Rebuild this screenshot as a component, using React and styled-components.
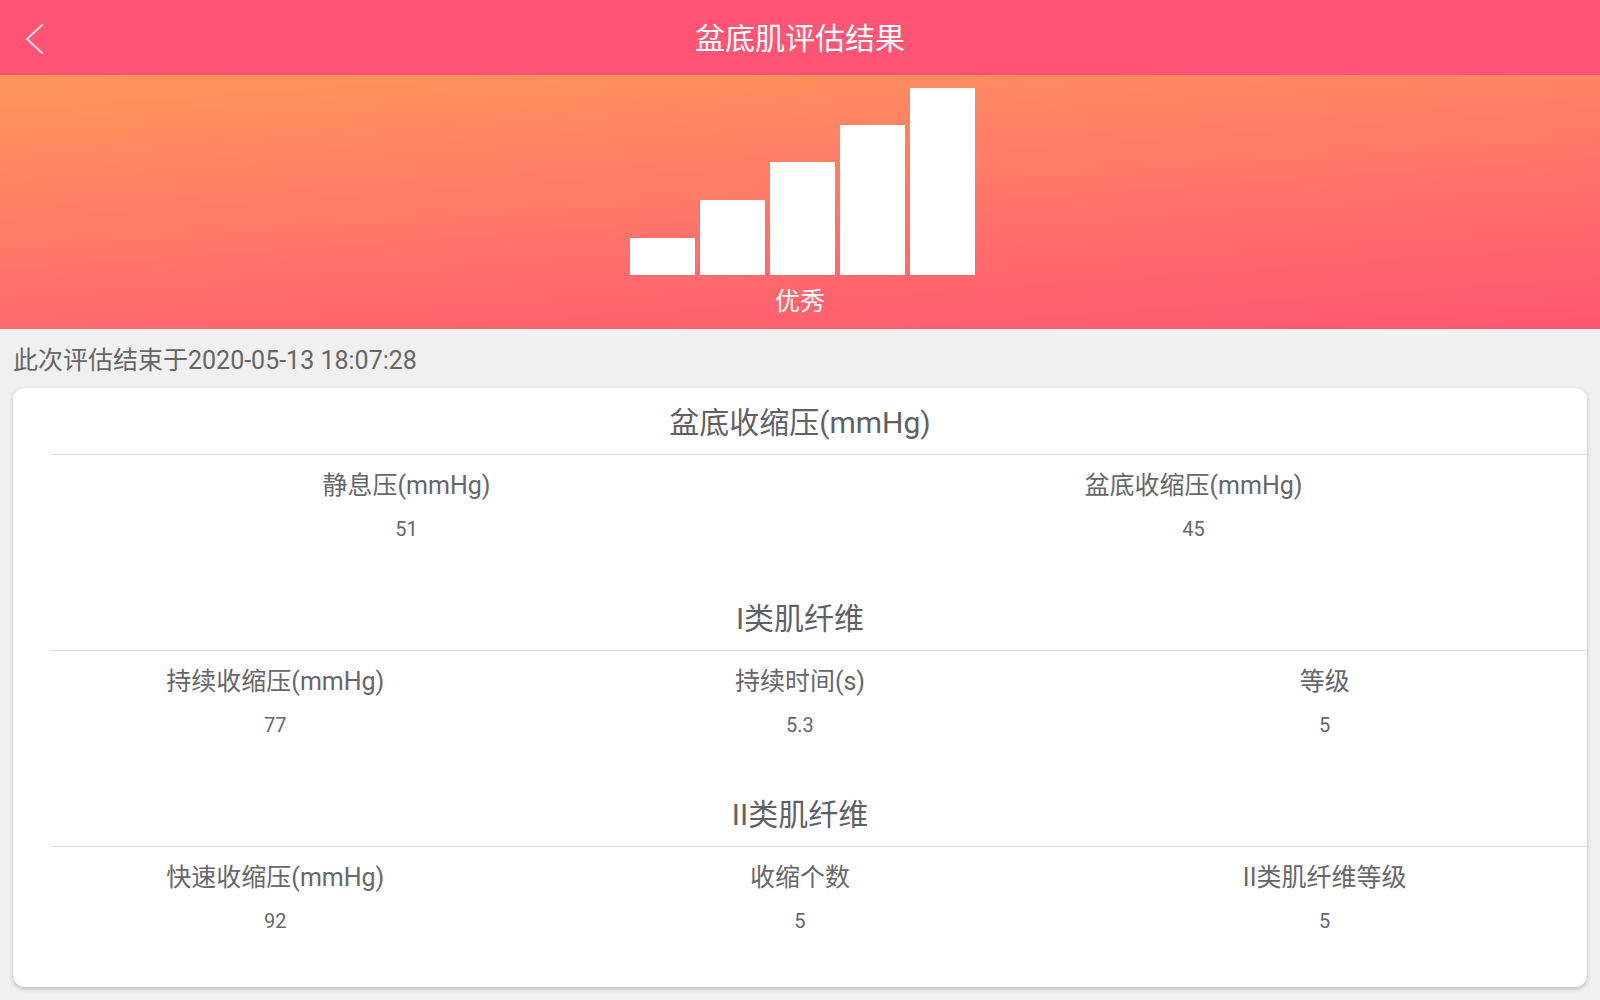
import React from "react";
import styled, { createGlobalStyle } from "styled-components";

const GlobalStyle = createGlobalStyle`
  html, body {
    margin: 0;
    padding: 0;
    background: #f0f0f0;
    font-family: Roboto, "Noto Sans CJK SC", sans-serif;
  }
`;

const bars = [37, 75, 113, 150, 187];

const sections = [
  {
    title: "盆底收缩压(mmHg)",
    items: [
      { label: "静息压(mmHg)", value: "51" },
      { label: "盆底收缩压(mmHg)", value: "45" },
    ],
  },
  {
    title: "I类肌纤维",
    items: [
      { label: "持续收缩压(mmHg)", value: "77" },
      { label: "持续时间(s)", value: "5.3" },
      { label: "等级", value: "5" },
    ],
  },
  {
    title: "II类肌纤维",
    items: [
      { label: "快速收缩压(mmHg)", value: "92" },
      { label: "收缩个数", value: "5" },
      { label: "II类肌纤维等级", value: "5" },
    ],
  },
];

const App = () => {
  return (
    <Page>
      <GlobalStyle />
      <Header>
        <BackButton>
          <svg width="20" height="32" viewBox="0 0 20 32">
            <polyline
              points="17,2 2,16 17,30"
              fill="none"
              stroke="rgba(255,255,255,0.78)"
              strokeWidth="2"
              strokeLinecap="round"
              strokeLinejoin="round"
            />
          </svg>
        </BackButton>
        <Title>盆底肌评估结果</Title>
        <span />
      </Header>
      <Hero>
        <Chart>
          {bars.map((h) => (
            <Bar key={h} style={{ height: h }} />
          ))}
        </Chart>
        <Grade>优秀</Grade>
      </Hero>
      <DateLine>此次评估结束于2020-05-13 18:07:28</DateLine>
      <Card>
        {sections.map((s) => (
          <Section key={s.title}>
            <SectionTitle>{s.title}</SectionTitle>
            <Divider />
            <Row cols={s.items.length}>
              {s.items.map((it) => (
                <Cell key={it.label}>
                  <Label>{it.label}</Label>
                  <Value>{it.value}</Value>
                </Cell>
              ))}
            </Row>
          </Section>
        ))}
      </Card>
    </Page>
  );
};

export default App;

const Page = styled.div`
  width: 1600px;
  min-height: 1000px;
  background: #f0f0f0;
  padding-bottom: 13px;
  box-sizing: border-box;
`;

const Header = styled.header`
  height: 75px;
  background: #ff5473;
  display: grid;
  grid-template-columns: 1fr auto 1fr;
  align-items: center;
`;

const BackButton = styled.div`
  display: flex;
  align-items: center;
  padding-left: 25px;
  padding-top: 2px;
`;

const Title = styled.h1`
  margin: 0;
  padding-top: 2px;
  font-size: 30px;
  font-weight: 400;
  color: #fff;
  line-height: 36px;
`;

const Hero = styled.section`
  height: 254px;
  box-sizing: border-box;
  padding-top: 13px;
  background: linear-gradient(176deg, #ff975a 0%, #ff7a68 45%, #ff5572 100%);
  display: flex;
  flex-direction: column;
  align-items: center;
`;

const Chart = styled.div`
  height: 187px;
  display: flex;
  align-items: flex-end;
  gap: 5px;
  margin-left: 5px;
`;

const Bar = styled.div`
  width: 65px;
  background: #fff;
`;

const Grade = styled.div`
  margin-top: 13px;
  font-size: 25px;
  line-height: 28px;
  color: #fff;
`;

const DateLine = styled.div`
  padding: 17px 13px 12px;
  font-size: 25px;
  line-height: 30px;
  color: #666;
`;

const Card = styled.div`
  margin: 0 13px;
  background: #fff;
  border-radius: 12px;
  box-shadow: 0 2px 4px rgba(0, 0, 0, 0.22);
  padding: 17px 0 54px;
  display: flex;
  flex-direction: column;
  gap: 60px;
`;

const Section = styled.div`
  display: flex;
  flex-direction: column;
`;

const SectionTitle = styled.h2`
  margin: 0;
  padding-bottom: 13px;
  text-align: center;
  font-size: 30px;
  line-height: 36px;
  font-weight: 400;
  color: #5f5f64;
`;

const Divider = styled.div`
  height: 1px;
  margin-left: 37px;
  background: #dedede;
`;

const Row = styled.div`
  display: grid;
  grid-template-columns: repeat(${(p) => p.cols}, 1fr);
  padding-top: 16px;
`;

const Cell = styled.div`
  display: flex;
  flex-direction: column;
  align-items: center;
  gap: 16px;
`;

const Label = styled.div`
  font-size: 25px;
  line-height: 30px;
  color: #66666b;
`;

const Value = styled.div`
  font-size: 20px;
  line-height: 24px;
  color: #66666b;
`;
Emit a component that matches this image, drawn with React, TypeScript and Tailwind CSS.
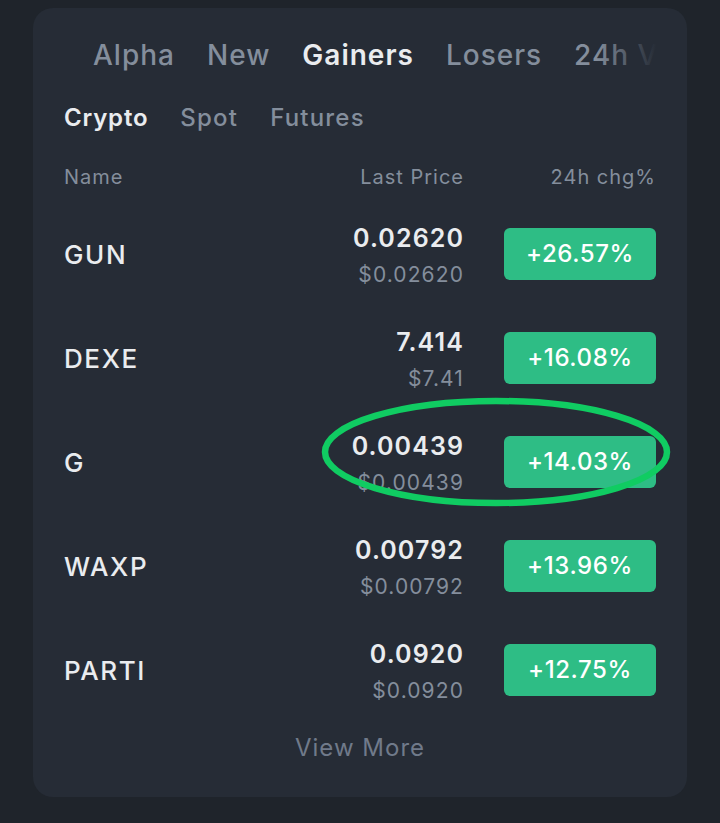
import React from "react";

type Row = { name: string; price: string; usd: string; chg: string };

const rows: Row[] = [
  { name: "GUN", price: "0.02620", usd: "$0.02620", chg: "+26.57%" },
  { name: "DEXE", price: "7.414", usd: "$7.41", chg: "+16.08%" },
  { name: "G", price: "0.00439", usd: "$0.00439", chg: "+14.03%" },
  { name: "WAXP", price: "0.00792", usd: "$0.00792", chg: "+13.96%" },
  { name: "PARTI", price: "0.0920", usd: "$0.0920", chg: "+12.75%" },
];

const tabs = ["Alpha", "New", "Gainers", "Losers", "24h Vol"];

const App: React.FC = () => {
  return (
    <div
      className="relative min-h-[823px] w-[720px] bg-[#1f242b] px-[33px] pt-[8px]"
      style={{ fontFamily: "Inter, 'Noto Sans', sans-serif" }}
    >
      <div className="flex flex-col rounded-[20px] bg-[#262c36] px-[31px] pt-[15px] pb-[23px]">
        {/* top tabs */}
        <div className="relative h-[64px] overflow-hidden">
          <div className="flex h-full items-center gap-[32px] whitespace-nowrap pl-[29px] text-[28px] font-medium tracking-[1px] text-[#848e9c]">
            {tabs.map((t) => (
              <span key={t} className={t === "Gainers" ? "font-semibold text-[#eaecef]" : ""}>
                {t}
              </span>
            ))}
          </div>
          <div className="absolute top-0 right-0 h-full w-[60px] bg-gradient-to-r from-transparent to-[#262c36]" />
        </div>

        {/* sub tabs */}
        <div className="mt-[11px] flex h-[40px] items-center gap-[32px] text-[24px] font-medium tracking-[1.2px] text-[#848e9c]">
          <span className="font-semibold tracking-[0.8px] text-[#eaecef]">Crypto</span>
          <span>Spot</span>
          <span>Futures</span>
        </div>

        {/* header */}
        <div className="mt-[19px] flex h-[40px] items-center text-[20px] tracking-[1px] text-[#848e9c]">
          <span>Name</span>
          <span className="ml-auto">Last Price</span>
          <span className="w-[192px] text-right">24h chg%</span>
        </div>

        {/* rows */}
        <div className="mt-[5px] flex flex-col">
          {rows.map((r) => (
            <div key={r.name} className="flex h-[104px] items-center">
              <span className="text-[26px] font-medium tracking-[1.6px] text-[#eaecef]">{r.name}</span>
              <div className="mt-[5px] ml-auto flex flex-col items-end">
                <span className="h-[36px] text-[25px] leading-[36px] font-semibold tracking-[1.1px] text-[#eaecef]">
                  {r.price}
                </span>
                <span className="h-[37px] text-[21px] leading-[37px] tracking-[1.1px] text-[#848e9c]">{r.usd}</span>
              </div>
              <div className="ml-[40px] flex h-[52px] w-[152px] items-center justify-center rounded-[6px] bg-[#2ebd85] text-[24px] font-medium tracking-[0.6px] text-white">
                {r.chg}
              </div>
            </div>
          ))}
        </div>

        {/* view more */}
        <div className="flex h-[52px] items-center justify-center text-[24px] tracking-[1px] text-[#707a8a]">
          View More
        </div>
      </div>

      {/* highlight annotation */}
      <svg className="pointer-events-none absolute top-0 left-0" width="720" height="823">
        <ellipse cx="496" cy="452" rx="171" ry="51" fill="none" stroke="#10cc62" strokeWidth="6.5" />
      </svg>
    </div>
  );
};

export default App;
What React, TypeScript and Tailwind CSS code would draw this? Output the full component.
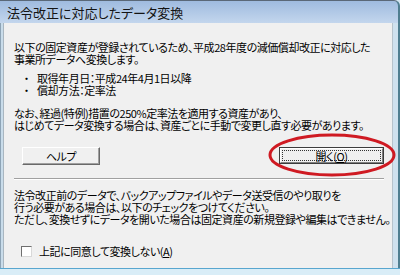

▶ Work required
Restate the listing above word for word, and skip the pictures.

▶ Result of this exercise
Rebuild this screenshot as a component, using React and styled-components.
import React from "react";
import styled, { createGlobalStyle } from "styled-components";

const GlobalStyle = createGlobalStyle`
  html, body {
    margin: 0;
    padding: 0;
    background: #f0f0f0;
    font-family: Roboto, "Noto Sans CJK SC", sans-serif;
  }
`;

const bars = [37, 75, 113, 150, 187];

const sections = [
  {
    title: "盆底收缩压(mmHg)",
    items: [
      { label: "静息压(mmHg)", value: "51" },
      { label: "盆底收缩压(mmHg)", value: "45" },
    ],
  },
  {
    title: "I类肌纤维",
    items: [
      { label: "持续收缩压(mmHg)", value: "77" },
      { label: "持续时间(s)", value: "5.3" },
      { label: "等级", value: "5" },
    ],
  },
  {
    title: "II类肌纤维",
    items: [
      { label: "快速收缩压(mmHg)", value: "92" },
      { label: "收缩个数", value: "5" },
      { label: "II类肌纤维等级", value: "5" },
    ],
  },
];

const App = () => {
  return (
    <Page>
      <GlobalStyle />
      <Header>
        <BackButton>
          <svg width="20" height="32" viewBox="0 0 20 32">
            <polyline
              points="17,2 2,16 17,30"
              fill="none"
              stroke="rgba(255,255,255,0.78)"
              strokeWidth="2"
              strokeLinecap="round"
              strokeLinejoin="round"
            />
          </svg>
        </BackButton>
        <Title>盆底肌评估结果</Title>
        <span />
      </Header>
      <Hero>
        <Chart>
          {bars.map((h) => (
            <Bar key={h} style={{ height: h }} />
          ))}
        </Chart>
        <Grade>优秀</Grade>
      </Hero>
      <DateLine>此次评估结束于2020-05-13 18:07:28</DateLine>
      <Card>
        {sections.map((s) => (
          <Section key={s.title}>
            <SectionTitle>{s.title}</SectionTitle>
            <Divider />
            <Row cols={s.items.length}>
              {s.items.map((it) => (
                <Cell key={it.label}>
                  <Label>{it.label}</Label>
                  <Value>{it.value}</Value>
                </Cell>
              ))}
            </Row>
          </Section>
        ))}
      </Card>
    </Page>
  );
};

export default App;

const Page = styled.div`
  width: 1600px;
  min-height: 1000px;
  background: #f0f0f0;
  padding-bottom: 13px;
  box-sizing: border-box;
`;

const Header = styled.header`
  height: 75px;
  background: #ff5473;
  display: grid;
  grid-template-columns: 1fr auto 1fr;
  align-items: center;
`;

const BackButton = styled.div`
  display: flex;
  align-items: center;
  padding-left: 25px;
  padding-top: 2px;
`;

const Title = styled.h1`
  margin: 0;
  padding-top: 2px;
  font-size: 30px;
  font-weight: 400;
  color: #fff;
  line-height: 36px;
`;

const Hero = styled.section`
  height: 254px;
  box-sizing: border-box;
  padding-top: 13px;
  background: linear-gradient(176deg, #ff975a 0%, #ff7a68 45%, #ff5572 100%);
  display: flex;
  flex-direction: column;
  align-items: center;
`;

const Chart = styled.div`
  height: 187px;
  display: flex;
  align-items: flex-end;
  gap: 5px;
  margin-left: 5px;
`;

const Bar = styled.div`
  width: 65px;
  background: #fff;
`;

const Grade = styled.div`
  margin-top: 13px;
  font-size: 25px;
  line-height: 28px;
  color: #fff;
`;

const DateLine = styled.div`
  padding: 17px 13px 12px;
  font-size: 25px;
  line-height: 30px;
  color: #666;
`;

const Card = styled.div`
  margin: 0 13px;
  background: #fff;
  border-radius: 12px;
  box-shadow: 0 2px 4px rgba(0, 0, 0, 0.22);
  padding: 17px 0 54px;
  display: flex;
  flex-direction: column;
  gap: 60px;
`;

const Section = styled.div`
  display: flex;
  flex-direction: column;
`;

const SectionTitle = styled.h2`
  margin: 0;
  padding-bottom: 13px;
  text-align: center;
  font-size: 30px;
  line-height: 36px;
  font-weight: 400;
  color: #5f5f64;
`;

const Divider = styled.div`
  height: 1px;
  margin-left: 37px;
  background: #dedede;
`;

const Row = styled.div`
  display: grid;
  grid-template-columns: repeat(${(p) => p.cols}, 1fr);
  padding-top: 16px;
`;

const Cell = styled.div`
  display: flex;
  flex-direction: column;
  align-items: center;
  gap: 16px;
`;

const Label = styled.div`
  font-size: 25px;
  line-height: 30px;
  color: #66666b;
`;

const Value = styled.div`
  font-size: 20px;
  line-height: 24px;
  color: #66666b;
`;
Emit a component that matches this image, drawn with React, TypeScript and Tailwind CSS.
import React from "react";

type Row = { name: string; price: string; usd: string; chg: string };

const rows: Row[] = [
  { name: "GUN", price: "0.02620", usd: "$0.02620", chg: "+26.57%" },
  { name: "DEXE", price: "7.414", usd: "$7.41", chg: "+16.08%" },
  { name: "G", price: "0.00439", usd: "$0.00439", chg: "+14.03%" },
  { name: "WAXP", price: "0.00792", usd: "$0.00792", chg: "+13.96%" },
  { name: "PARTI", price: "0.0920", usd: "$0.0920", chg: "+12.75%" },
];

const tabs = ["Alpha", "New", "Gainers", "Losers", "24h Vol"];

const App: React.FC = () => {
  return (
    <div
      className="relative min-h-[823px] w-[720px] bg-[#1f242b] px-[33px] pt-[8px]"
      style={{ fontFamily: "Inter, 'Noto Sans', sans-serif" }}
    >
      <div className="flex flex-col rounded-[20px] bg-[#262c36] px-[31px] pt-[15px] pb-[23px]">
        {/* top tabs */}
        <div className="relative h-[64px] overflow-hidden">
          <div className="flex h-full items-center gap-[32px] whitespace-nowrap pl-[29px] text-[28px] font-medium tracking-[1px] text-[#848e9c]">
            {tabs.map((t) => (
              <span key={t} className={t === "Gainers" ? "font-semibold text-[#eaecef]" : ""}>
                {t}
              </span>
            ))}
          </div>
          <div className="absolute top-0 right-0 h-full w-[60px] bg-gradient-to-r from-transparent to-[#262c36]" />
        </div>

        {/* sub tabs */}
        <div className="mt-[11px] flex h-[40px] items-center gap-[32px] text-[24px] font-medium tracking-[1.2px] text-[#848e9c]">
          <span className="font-semibold tracking-[0.8px] text-[#eaecef]">Crypto</span>
          <span>Spot</span>
          <span>Futures</span>
        </div>

        {/* header */}
        <div className="mt-[19px] flex h-[40px] items-center text-[20px] tracking-[1px] text-[#848e9c]">
          <span>Name</span>
          <span className="ml-auto">Last Price</span>
          <span className="w-[192px] text-right">24h chg%</span>
        </div>

        {/* rows */}
        <div className="mt-[5px] flex flex-col">
          {rows.map((r) => (
            <div key={r.name} className="flex h-[104px] items-center">
              <span className="text-[26px] font-medium tracking-[1.6px] text-[#eaecef]">{r.name}</span>
              <div className="mt-[5px] ml-auto flex flex-col items-end">
                <span className="h-[36px] text-[25px] leading-[36px] font-semibold tracking-[1.1px] text-[#eaecef]">
                  {r.price}
                </span>
                <span className="h-[37px] text-[21px] leading-[37px] tracking-[1.1px] text-[#848e9c]">{r.usd}</span>
              </div>
              <div className="ml-[40px] flex h-[52px] w-[152px] items-center justify-center rounded-[6px] bg-[#2ebd85] text-[24px] font-medium tracking-[0.6px] text-white">
                {r.chg}
              </div>
            </div>
          ))}
        </div>

        {/* view more */}
        <div className="flex h-[52px] items-center justify-center text-[24px] tracking-[1px] text-[#707a8a]">
          View More
        </div>
      </div>

      {/* highlight annotation */}
      <svg className="pointer-events-none absolute top-0 left-0" width="720" height="823">
        <ellipse cx="496" cy="452" rx="171" ry="51" fill="none" stroke="#10cc62" strokeWidth="6.5" />
      </svg>
    </div>
  );
};

export default App;
What React, TypeScript and Tailwind CSS code would draw this? Output the full component.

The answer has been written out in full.